Supplied data →
begin
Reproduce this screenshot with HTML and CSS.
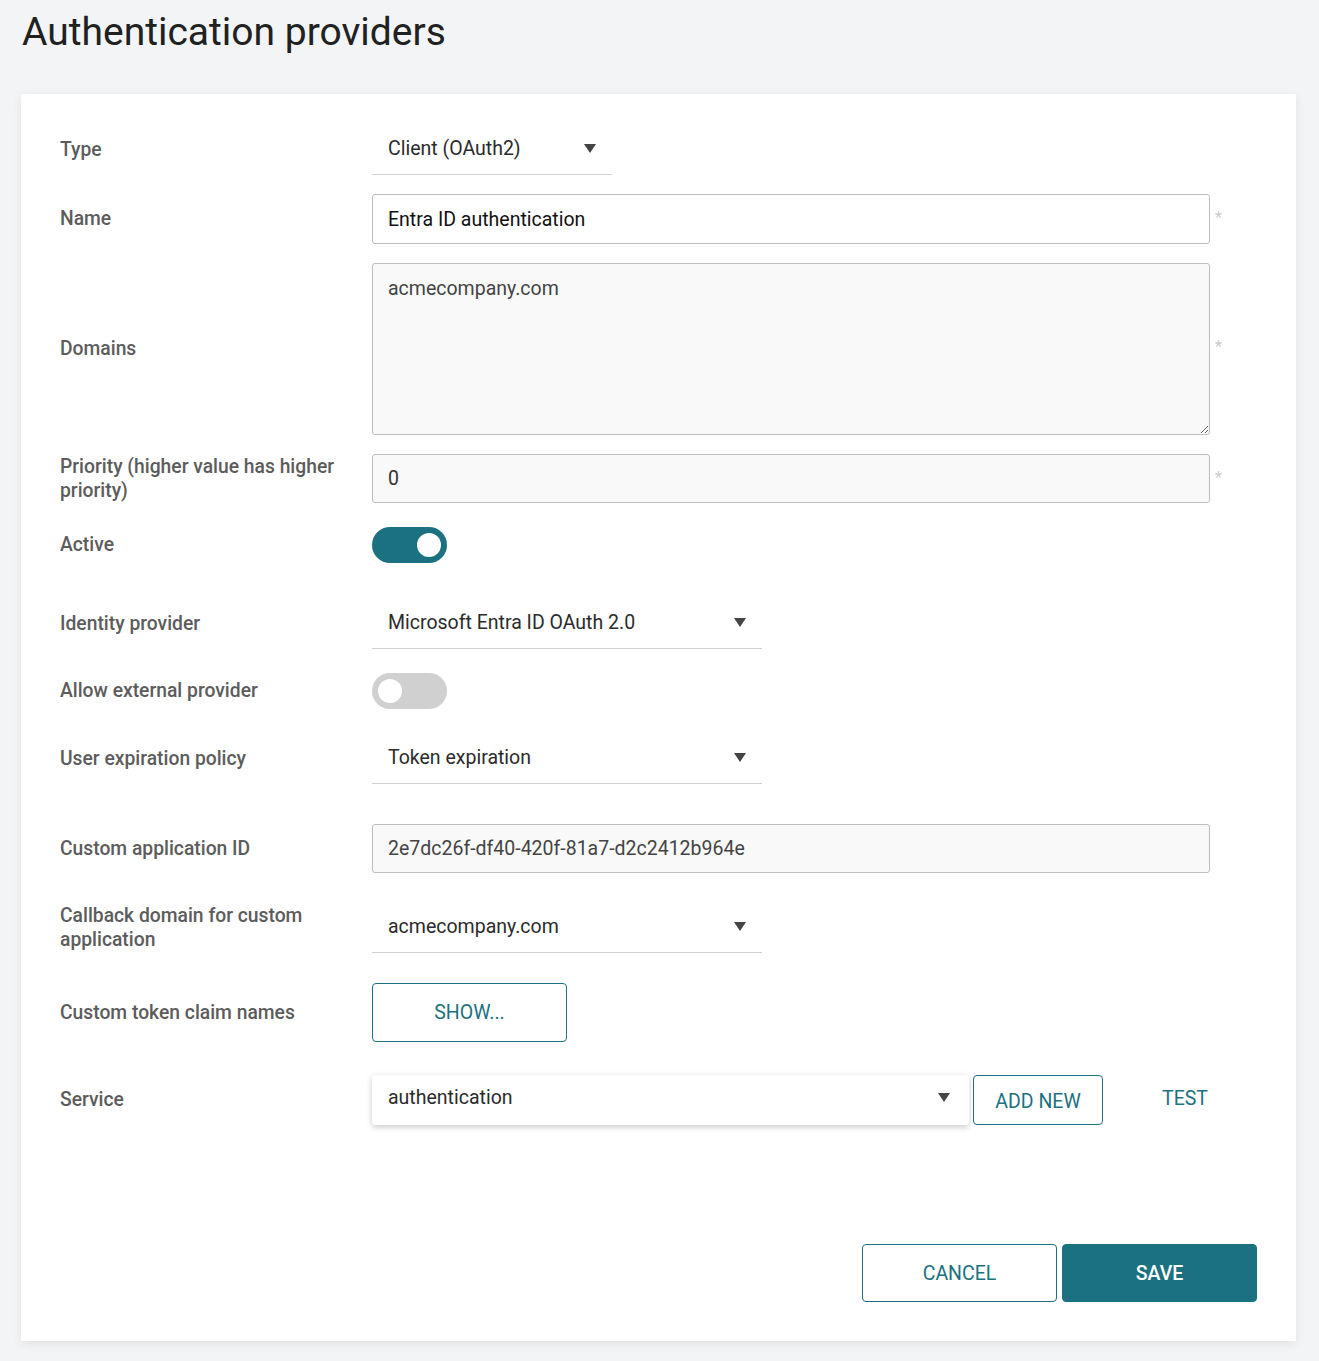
FILE: index.html
```html
<!DOCTYPE html>
<html lang="en">
<head>
    <meta charset="UTF-8">
    <meta name="viewport" content="width=device-width, initial-scale=1.0">
    <title>Authentication providers</title>
    <link rel="stylesheet" href="styles.css">
</head>
<body>
    <h1 class="page-title">Authentication providers</h1>

    <div class="card">
        <div class="form">
            <div class="row">
                <label class="label">Type</label>
                <div class="select select-sm">
                    <span>Client (OAuth2)</span>
                    <span class="arrow"></span>
                </div>
            </div>

            <div class="row">
                <label class="label">Name</label>
                <input class="input input-white" type="text" value="Entra ID authentication">
                <span class="req">*</span>
            </div>

            <div class="row">
                <label class="label">Domains</label>
                <textarea class="input textarea">acmecompany.com</textarea>
                <span class="req">*</span>
            </div>

            <div class="row">
                <label class="label">Priority (higher value has higher priority)</label>
                <input class="input" type="text" value="0">
                <span class="req">*</span>
            </div>

            <div class="row row-toggle">
                <label class="label">Active</label>
                <span class="toggle on"><span class="knob"></span></span>
            </div>

            <div class="row space-md">
                <label class="label">Identity provider</label>
                <div class="select select-md">
                    <span>Microsoft Entra ID OAuth 2.0</span>
                    <span class="arrow"></span>
                </div>
            </div>

            <div class="row row-toggle">
                <label class="label">Allow external provider</label>
                <span class="toggle"><span class="knob"></span></span>
            </div>

            <div class="row">
                <label class="label">User expiration policy</label>
                <div class="select select-md">
                    <span>Token expiration</span>
                    <span class="arrow"></span>
                </div>
            </div>

            <div class="row space-lg">
                <label class="label">Custom application ID</label>
                <input class="input input-id" type="text" value="2e7dc26f-df40-420f-81a7-d2c2412b964e">
            </div>

            <div class="row space-sm">
                <label class="label">Callback domain for custom application</label>
                <div class="select select-md">
                    <span>acmecompany.com</span>
                    <span class="arrow"></span>
                </div>
            </div>

            <div class="row space-md">
                <label class="label">Custom token claim names</label>
                <button class="btn btn-outline btn-show">SHOW...</button>
            </div>

            <div class="row space-service">
                <label class="label">Service</label>
                <div class="select select-raised">
                    <span>authentication</span>
                    <span class="arrow"></span>
                </div>
                <button class="btn btn-outline btn-add">ADD NEW</button>
                <button class="btn btn-text">TEST</button>
            </div>
        </div>

        <div class="actions">
            <button class="btn btn-outline btn-lg">CANCEL</button>
            <button class="btn btn-primary btn-lg">SAVE</button>
        </div>
    </div>
</body>
</html>
```

FILE: styles.css
```css
body {
    background-color: #f3f4f6;
    color: #222;
    font-family: Roboto, "Liberation Sans", sans-serif;
    margin: 0;
    padding: 0 23px 20px 21px;
}

.page-title {
    margin: 0;
    padding: 9px 0 0 1px;
    height: 94px;
    box-sizing: border-box;
    font-size: 39px;
    font-weight: 400;
    color: #212121;
}

.card {
    background-color: #fff;
    box-shadow: 0 3px 10px rgba(0, 0, 0, 0.08);
    padding: 30px 39px 39px 39px;
}

.form {
    display: flex;
    flex-direction: column;
    gap: 19px;
}

.row {
    display: flex;
    align-items: center;
}

.row-toggle {
    min-height: 46px;
}

.space-sm {
    margin-top: 10px;
}

.space-md {
    margin-top: 11px;
}

.space-lg {
    margin-top: 21px;
}

.space-service {
    margin-top: 14px;
}

.label {
    width: 312px;
    flex-shrink: 0;
    padding-right: 20px;
    box-sizing: border-box;
    font-size: 19.3px;
    font-weight: 500;
    line-height: 24px;
    color: #5c5c5c;
}

.input {
    width: 838px;
    height: 49px;
    box-sizing: border-box;
    border: 1px solid #bdbdbd;
    border-radius: 3px;
    background-color: #f9f9f9;
    padding: 0 15px;
    font-family: Roboto, "Liberation Sans", sans-serif;
    font-size: 19.5px;
    color: #333;
    outline: none;
}

.input-white {
    background-color: #fff;
    color: #111;
    height: 50px;
}

.input-id {
    color: #444;
}

.textarea {
    height: 172px;
    padding-top: 13px;
    line-height: 24px;
    resize: vertical;
    color: #444;
}

.req {
    color: #ccc;
    font-size: 16px;
    margin-left: 5px;
    align-self: flex-start;
    margin-top: 14px;
}

.row .textarea ~ .req {
    align-self: center;
    margin-top: -6px;
}

.select {
    display: flex;
    align-items: center;
    justify-content: space-between;
    height: 51px;
    box-sizing: border-box;
    padding: 0 16px 2px 16px;
    border-bottom: 1px solid #d0d0d0;
    font-size: 19.5px;
    color: #2b2b2b;
}

.select-sm {
    width: 240px;
}

.select-md {
    width: 390px;
}

.select-raised {
    width: 597px;
    height: 50px;
    border-bottom: none;
    border-radius: 3px;
    box-shadow: 0 2px 6px rgba(0, 0, 0, 0.22);
    padding-right: 19px;
    padding-bottom: 6px;
}

.arrow {
    width: 0;
    height: 0;
    border-left: 6px solid transparent;
    border-right: 6px solid transparent;
    border-top: 9px solid #444;
}

.toggle {
    display: flex;
    align-items: center;
    width: 75px;
    height: 36px;
    border-radius: 18px;
    background-color: #d0d0d0;
    padding: 0 6px;
    box-sizing: border-box;
}

.toggle.on {
    background-color: #1c7180;
    justify-content: flex-end;
}

.toggle .knob {
    width: 24px;
    height: 24px;
    border-radius: 50%;
    background-color: #fff;
}

.btn {
    font-family: Roboto, "Liberation Sans", sans-serif;
    font-size: 19.5px;
    cursor: pointer;
    border-radius: 4px;
    box-sizing: border-box;
}

.btn-outline {
    background-color: #fff;
    color: #1c7180;
    border: 1px solid #1c7180;
}

.btn-show {
    width: 195px;
    height: 59px;
}

.btn-add {
    width: 130px;
    height: 50px;
    margin-left: 4px;
    padding-top: 4px;
}

.btn-text {
    background: none;
    border: none;
    color: #1c7180;
    width: 90px;
    height: 50px;
    margin-left: 37px;
    padding-bottom: 4px;
}

.actions {
    display: flex;
    justify-content: flex-end;
    gap: 5px;
    margin-top: 119px;
}

.btn-lg {
    width: 195px;
    height: 58px;
}

.btn-primary {
    background-color: #1c7180;
    color: #fff;
    border: 1px solid #1c7180;
    font-weight: 500;
}
```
end
Print out the whole of the material word for word, without pictures.

Correct response →
Reproduce this screenshot with HTML and CSS.
FILE: index.html
```html
<!DOCTYPE html>
<html lang="en">
<head>
    <meta charset="UTF-8">
    <meta name="viewport" content="width=device-width, initial-scale=1.0">
    <title>Authentication providers</title>
    <link rel="stylesheet" href="styles.css">
</head>
<body>
    <h1 class="page-title">Authentication providers</h1>

    <div class="card">
        <div class="form">
            <div class="row">
                <label class="label">Type</label>
                <div class="select select-sm">
                    <span>Client (OAuth2)</span>
                    <span class="arrow"></span>
                </div>
            </div>

            <div class="row">
                <label class="label">Name</label>
                <input class="input input-white" type="text" value="Entra ID authentication">
                <span class="req">*</span>
            </div>

            <div class="row">
                <label class="label">Domains</label>
                <textarea class="input textarea">acmecompany.com</textarea>
                <span class="req">*</span>
            </div>

            <div class="row">
                <label class="label">Priority (higher value has higher priority)</label>
                <input class="input" type="text" value="0">
                <span class="req">*</span>
            </div>

            <div class="row row-toggle">
                <label class="label">Active</label>
                <span class="toggle on"><span class="knob"></span></span>
            </div>

            <div class="row space-md">
                <label class="label">Identity provider</label>
                <div class="select select-md">
                    <span>Microsoft Entra ID OAuth 2.0</span>
                    <span class="arrow"></span>
                </div>
            </div>

            <div class="row row-toggle">
                <label class="label">Allow external provider</label>
                <span class="toggle"><span class="knob"></span></span>
            </div>

            <div class="row">
                <label class="label">User expiration policy</label>
                <div class="select select-md">
                    <span>Token expiration</span>
                    <span class="arrow"></span>
                </div>
            </div>

            <div class="row space-lg">
                <label class="label">Custom application ID</label>
                <input class="input input-id" type="text" value="2e7dc26f-df40-420f-81a7-d2c2412b964e">
            </div>

            <div class="row space-sm">
                <label class="label">Callback domain for custom application</label>
                <div class="select select-md">
                    <span>acmecompany.com</span>
                    <span class="arrow"></span>
                </div>
            </div>

            <div class="row space-md">
                <label class="label">Custom token claim names</label>
                <button class="btn btn-outline btn-show">SHOW...</button>
            </div>

            <div class="row space-service">
                <label class="label">Service</label>
                <div class="select select-raised">
                    <span>authentication</span>
                    <span class="arrow"></span>
                </div>
                <button class="btn btn-outline btn-add">ADD NEW</button>
                <button class="btn btn-text">TEST</button>
            </div>
        </div>

        <div class="actions">
            <button class="btn btn-outline btn-lg">CANCEL</button>
            <button class="btn btn-primary btn-lg">SAVE</button>
        </div>
    </div>
</body>
</html>
```

FILE: styles.css
```css
body {
    background-color: #f3f4f6;
    color: #222;
    font-family: Roboto, "Liberation Sans", sans-serif;
    margin: 0;
    padding: 0 23px 20px 21px;
}

.page-title {
    margin: 0;
    padding: 9px 0 0 1px;
    height: 94px;
    box-sizing: border-box;
    font-size: 39px;
    font-weight: 400;
    color: #212121;
}

.card {
    background-color: #fff;
    box-shadow: 0 3px 10px rgba(0, 0, 0, 0.08);
    padding: 30px 39px 39px 39px;
}

.form {
    display: flex;
    flex-direction: column;
    gap: 19px;
}

.row {
    display: flex;
    align-items: center;
}

.row-toggle {
    min-height: 46px;
}

.space-sm {
    margin-top: 10px;
}

.space-md {
    margin-top: 11px;
}

.space-lg {
    margin-top: 21px;
}

.space-service {
    margin-top: 14px;
}

.label {
    width: 312px;
    flex-shrink: 0;
    padding-right: 20px;
    box-sizing: border-box;
    font-size: 19.3px;
    font-weight: 500;
    line-height: 24px;
    color: #5c5c5c;
}

.input {
    width: 838px;
    height: 49px;
    box-sizing: border-box;
    border: 1px solid #bdbdbd;
    border-radius: 3px;
    background-color: #f9f9f9;
    padding: 0 15px;
    font-family: Roboto, "Liberation Sans", sans-serif;
    font-size: 19.5px;
    color: #333;
    outline: none;
}

.input-white {
    background-color: #fff;
    color: #111;
    height: 50px;
}

.input-id {
    color: #444;
}

.textarea {
    height: 172px;
    padding-top: 13px;
    line-height: 24px;
    resize: vertical;
    color: #444;
}

.req {
    color: #ccc;
    font-size: 16px;
    margin-left: 5px;
    align-self: flex-start;
    margin-top: 14px;
}

.row .textarea ~ .req {
    align-self: center;
    margin-top: -6px;
}

.select {
    display: flex;
    align-items: center;
    justify-content: space-between;
    height: 51px;
    box-sizing: border-box;
    padding: 0 16px 2px 16px;
    border-bottom: 1px solid #d0d0d0;
    font-size: 19.5px;
    color: #2b2b2b;
}

.select-sm {
    width: 240px;
}

.select-md {
    width: 390px;
}

.select-raised {
    width: 597px;
    height: 50px;
    border-bottom: none;
    border-radius: 3px;
    box-shadow: 0 2px 6px rgba(0, 0, 0, 0.22);
    padding-right: 19px;
    padding-bottom: 6px;
}

.arrow {
    width: 0;
    height: 0;
    border-left: 6px solid transparent;
    border-right: 6px solid transparent;
    border-top: 9px solid #444;
}

.toggle {
    display: flex;
    align-items: center;
    width: 75px;
    height: 36px;
    border-radius: 18px;
    background-color: #d0d0d0;
    padding: 0 6px;
    box-sizing: border-box;
}

.toggle.on {
    background-color: #1c7180;
    justify-content: flex-end;
}

.toggle .knob {
    width: 24px;
    height: 24px;
    border-radius: 50%;
    background-color: #fff;
}

.btn {
    font-family: Roboto, "Liberation Sans", sans-serif;
    font-size: 19.5px;
    cursor: pointer;
    border-radius: 4px;
    box-sizing: border-box;
}

.btn-outline {
    background-color: #fff;
    color: #1c7180;
    border: 1px solid #1c7180;
}

.btn-show {
    width: 195px;
    height: 59px;
}

.btn-add {
    width: 130px;
    height: 50px;
    margin-left: 4px;
    padding-top: 4px;
}

.btn-text {
    background: none;
    border: none;
    color: #1c7180;
    width: 90px;
    height: 50px;
    margin-left: 37px;
    padding-bottom: 4px;
}

.actions {
    display: flex;
    justify-content: flex-end;
    gap: 5px;
    margin-top: 119px;
}

.btn-lg {
    width: 195px;
    height: 58px;
}

.btn-primary {
    background-color: #1c7180;
    color: #fff;
    border: 1px solid #1c7180;
    font-weight: 500;
}
```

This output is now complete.